Provided data>
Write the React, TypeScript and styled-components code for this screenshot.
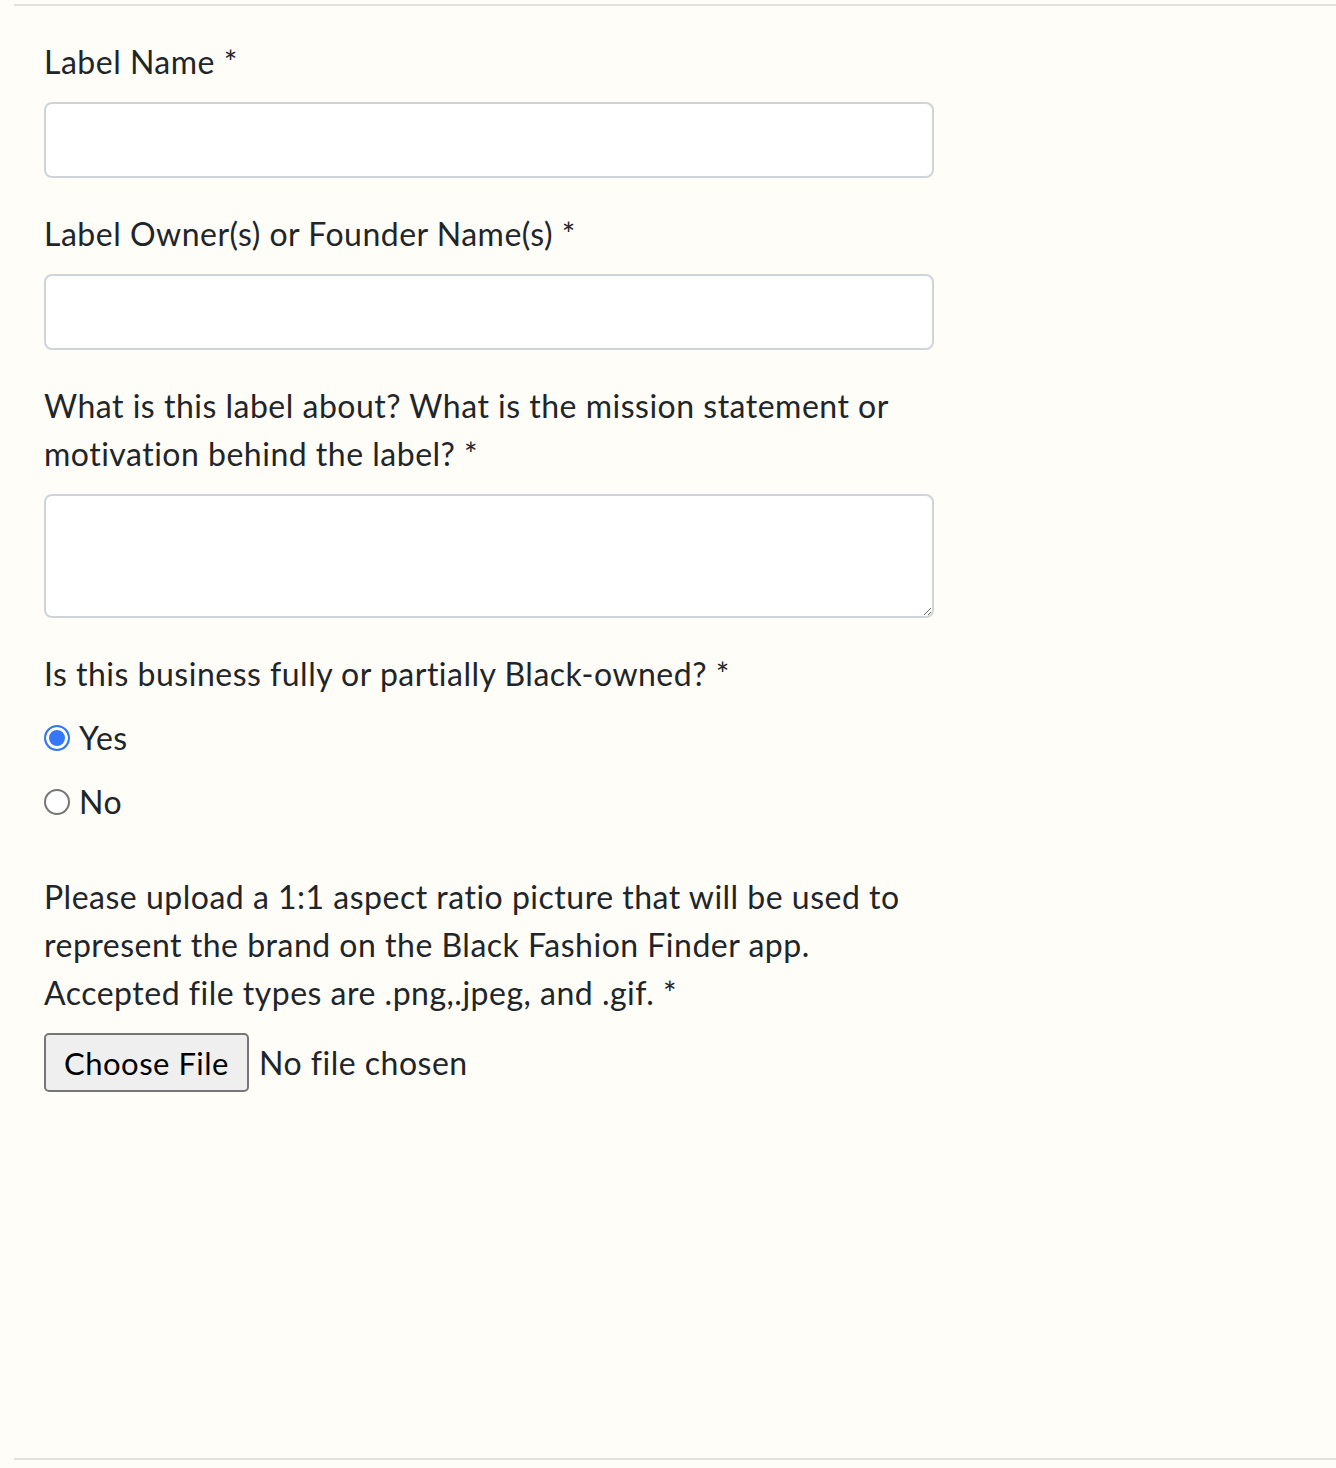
import styled, { createGlobalStyle } from 'styled-components'

const GlobalStyle = createGlobalStyle`
  html, body {
    margin: 0;
    padding: 0;
    background: #fefdf8;
  }
  body {
    overflow-x: hidden;
    font-family: Lato, "Open Sans", "Liberation Sans", sans-serif;
    color: #212529;
  }
  * {
    box-sizing: border-box;
  }
`

const Page = styled.div`
  background: #fefdf8;
  min-height: 1468px;
  padding-top: 4px;
`

// the form panel, lined top and bottom
const Panel = styled.form`
  margin-left: 14px;
  border-top: 2px solid #e4e2dc;
  border-bottom: 2px solid #e4e2dc;
  padding: 32px 30px 0;
  height: 1456px;
`

const Fields = styled.div`
  width: 890px;
  display: flex;
  flex-direction: column;
`

const Group = styled.div<{ $space?: number }>`
  display: flex;
  flex-direction: column;
  margin-bottom: ${({ $space }) => $space ?? 32}px;
`

const Label = styled.label`
  display: block;
  font-size: 32px;
  line-height: 48px;
  margin-bottom: 16px;
  letter-spacing: 0.5px;
`

const fieldStyles = `
  width: 100%;
  border: 2px solid #ced4da;
  border-radius: 8px;
  background: #fff;
  font-family: inherit;
  font-size: 32px;
  color: #495057;
  padding: 12px 24px;
  outline: none;
`

const Input = styled.input`
  ${fieldStyles};
  height: 76px;
`

const TextArea = styled.textarea`
  ${fieldStyles};
  height: 124px;
  resize: vertical;
  display: block;
`

const Options = styled.div`
  display: flex;
  flex-direction: column;
  gap: 16px;
`

const Option = styled.label`
  display: flex;
  align-items: center;
  gap: 9px;
  font-size: 32px;
  line-height: 48px;
  letter-spacing: 0.5px;
`

const Radio = styled.input.attrs({ type: 'radio' })`
  appearance: none;
  margin: 0;
  width: 26px;
  height: 26px;
  border-radius: 50%;
  border: 2px solid #767676;
  background: #fff;
  flex: none;

  &:checked {
    border-color: #3478f6;
    background: #3478f6;
    box-shadow: inset 0 0 0 3px #fff;
  }
`

const FileRow = styled.div`
  display: flex;
  align-items: center;
  gap: 10px;
  font-size: 32px;
  letter-spacing: 0.5px;
`

const FileButton = styled.label`
  display: inline-flex;
  align-items: center;
  justify-content: center;
  width: 205px;
  height: 59px;
  background: #efefef;
  border: 2px solid #767676;
  border-radius: 5px;
  font-size: 31px;
  color: #000;
  cursor: pointer;

  input {
    display: none;
  }
`

const FileName = styled.span`
  color: #212529;
`

export default function App() {
  return (
    <Page>
      <GlobalStyle />
      <Panel>
        <Fields>
          <Group>
            <Label htmlFor='labelName'>Label Name *</Label>
            <Input id='labelName' type='text' />
          </Group>
          <Group>
            <Label htmlFor='founders'>Label Owner(s) or Founder Name(s) *</Label>
            <Input id='founders' type='text' />
          </Group>
          <Group>
            <Label htmlFor='mission'>
              What is this label about? What is the mission statement or
              motivation behind the label? *
            </Label>
            <TextArea id='mission' rows={2} />
          </Group>
          <Group $space={47}>
            <Label>Is this business fully or partially Black-owned? *</Label>
            <Options>
              <Option>
                <Radio name='blackOwned' defaultChecked />
                Yes
              </Option>
              <Option>
                <Radio name='blackOwned' />
                No
              </Option>
            </Options>
          </Group>
          <Group>
            <Label>
              Please upload a 1:1 aspect ratio picture that will be used to
              represent the brand on the Black Fashion Finder app. Accepted
              file types are .png,.jpeg, and .gif. *
            </Label>
            <FileRow>
              <FileButton>
                Choose File
                <input type='file' accept='.png,.jpeg,.gif' />
              </FileButton>
              <FileName>No file chosen</FileName>
            </FileRow>
          </Group>
        </Fields>
      </Panel>
    </Page>
  )
}
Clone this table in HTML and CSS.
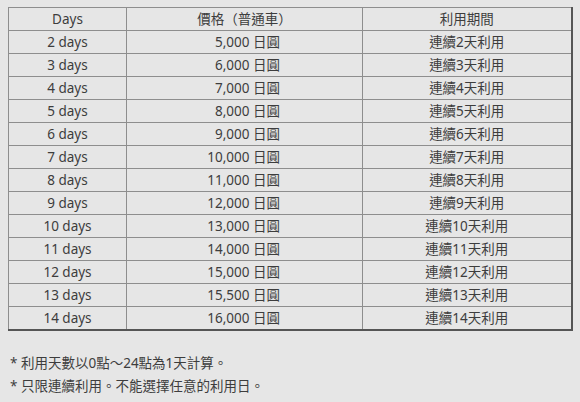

Set exercise> Quote every line word for word and keep the images out of the copy.

Reply>
Write the React, TypeScript and styled-components code for this screenshot.
import styled, { createGlobalStyle } from 'styled-components'

const GlobalStyle = createGlobalStyle`
  html, body {
    margin: 0;
    padding: 0;
    background: #fefdf8;
  }
  body {
    overflow-x: hidden;
    font-family: Lato, "Open Sans", "Liberation Sans", sans-serif;
    color: #212529;
  }
  * {
    box-sizing: border-box;
  }
`

const Page = styled.div`
  background: #fefdf8;
  min-height: 1468px;
  padding-top: 4px;
`

// the form panel, lined top and bottom
const Panel = styled.form`
  margin-left: 14px;
  border-top: 2px solid #e4e2dc;
  border-bottom: 2px solid #e4e2dc;
  padding: 32px 30px 0;
  height: 1456px;
`

const Fields = styled.div`
  width: 890px;
  display: flex;
  flex-direction: column;
`

const Group = styled.div<{ $space?: number }>`
  display: flex;
  flex-direction: column;
  margin-bottom: ${({ $space }) => $space ?? 32}px;
`

const Label = styled.label`
  display: block;
  font-size: 32px;
  line-height: 48px;
  margin-bottom: 16px;
  letter-spacing: 0.5px;
`

const fieldStyles = `
  width: 100%;
  border: 2px solid #ced4da;
  border-radius: 8px;
  background: #fff;
  font-family: inherit;
  font-size: 32px;
  color: #495057;
  padding: 12px 24px;
  outline: none;
`

const Input = styled.input`
  ${fieldStyles};
  height: 76px;
`

const TextArea = styled.textarea`
  ${fieldStyles};
  height: 124px;
  resize: vertical;
  display: block;
`

const Options = styled.div`
  display: flex;
  flex-direction: column;
  gap: 16px;
`

const Option = styled.label`
  display: flex;
  align-items: center;
  gap: 9px;
  font-size: 32px;
  line-height: 48px;
  letter-spacing: 0.5px;
`

const Radio = styled.input.attrs({ type: 'radio' })`
  appearance: none;
  margin: 0;
  width: 26px;
  height: 26px;
  border-radius: 50%;
  border: 2px solid #767676;
  background: #fff;
  flex: none;

  &:checked {
    border-color: #3478f6;
    background: #3478f6;
    box-shadow: inset 0 0 0 3px #fff;
  }
`

const FileRow = styled.div`
  display: flex;
  align-items: center;
  gap: 10px;
  font-size: 32px;
  letter-spacing: 0.5px;
`

const FileButton = styled.label`
  display: inline-flex;
  align-items: center;
  justify-content: center;
  width: 205px;
  height: 59px;
  background: #efefef;
  border: 2px solid #767676;
  border-radius: 5px;
  font-size: 31px;
  color: #000;
  cursor: pointer;

  input {
    display: none;
  }
`

const FileName = styled.span`
  color: #212529;
`

export default function App() {
  return (
    <Page>
      <GlobalStyle />
      <Panel>
        <Fields>
          <Group>
            <Label htmlFor='labelName'>Label Name *</Label>
            <Input id='labelName' type='text' />
          </Group>
          <Group>
            <Label htmlFor='founders'>Label Owner(s) or Founder Name(s) *</Label>
            <Input id='founders' type='text' />
          </Group>
          <Group>
            <Label htmlFor='mission'>
              What is this label about? What is the mission statement or
              motivation behind the label? *
            </Label>
            <TextArea id='mission' rows={2} />
          </Group>
          <Group $space={47}>
            <Label>Is this business fully or partially Black-owned? *</Label>
            <Options>
              <Option>
                <Radio name='blackOwned' defaultChecked />
                Yes
              </Option>
              <Option>
                <Radio name='blackOwned' />
                No
              </Option>
            </Options>
          </Group>
          <Group>
            <Label>
              Please upload a 1:1 aspect ratio picture that will be used to
              represent the brand on the Black Fashion Finder app. Accepted
              file types are .png,.jpeg, and .gif. *
            </Label>
            <FileRow>
              <FileButton>
                Choose File
                <input type='file' accept='.png,.jpeg,.gif' />
              </FileButton>
              <FileName>No file chosen</FileName>
            </FileRow>
          </Group>
        </Fields>
      </Panel>
    </Page>
  )
}
Clone this table in HTML and CSS.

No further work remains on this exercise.